Labour law, platform work and regulation
Should the sharing economy be more tightly regulated to protect workers' rights?
LNAT Section B · Founder's essay plan
The essay question
Should the sharing economy (platform/gig work) be more tightly regulated to protect workers' rights?
The plan
Stance: FOR tighter regulation.
Jurisdiction focus: Mixed (UK/EU with US & city examples). Word target: 750.
Must-use authorities: Uber v Aslam (UKSC 2021); EU Platform Work Directive (2024); Spain "Rider Law" (2021); NYC delivery minimum pay; California Prop 22 (2024 CA Supreme Court).
Definitions
- Sharing economy / platform work: labour intermediated by digital platforms (ride-hail, delivery, tasking) where algorithms allocate gigs, set pay parameters, and can deactivate workers. This definition surfaces the power asymmetry my side will regulate.
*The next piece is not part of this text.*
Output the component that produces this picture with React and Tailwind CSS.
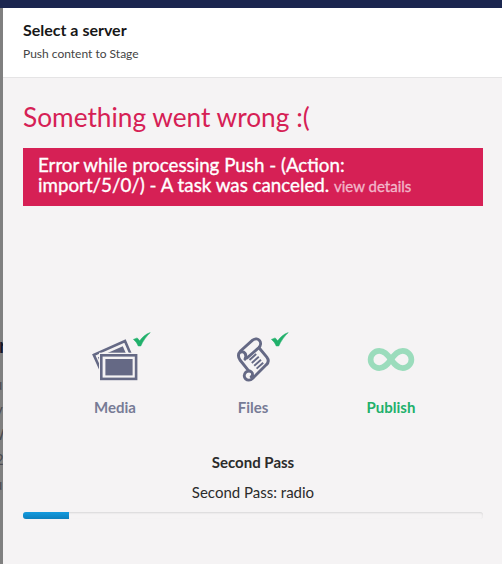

- Workers' rights (for this essay): baseline entitlements (pay floors, time off, health/safety, due-process against deactivation, data transparency, collective voice) whether via employee status or functionally equivalent protections.
- "More tightly regulated": smarter, proportionate rules that target misclassification, opacity, and enforcement gaps while preserving genuine flexibility (e.g., portable benefits, minimum earnings guarantees, algorithmic due-process).
Assumptions under challenge
- Main assumption: It is possible to write and enforce rules that raise labour standards in platform markets without destroying flexibility or innovation. (If that's false, regulation would be self-defeating.)
- Further assumption: The status quo (patchwork of court rulings + voluntary standards) cannot reliably deliver core rights at scale because of algorithmic control and enforcement asymmetries.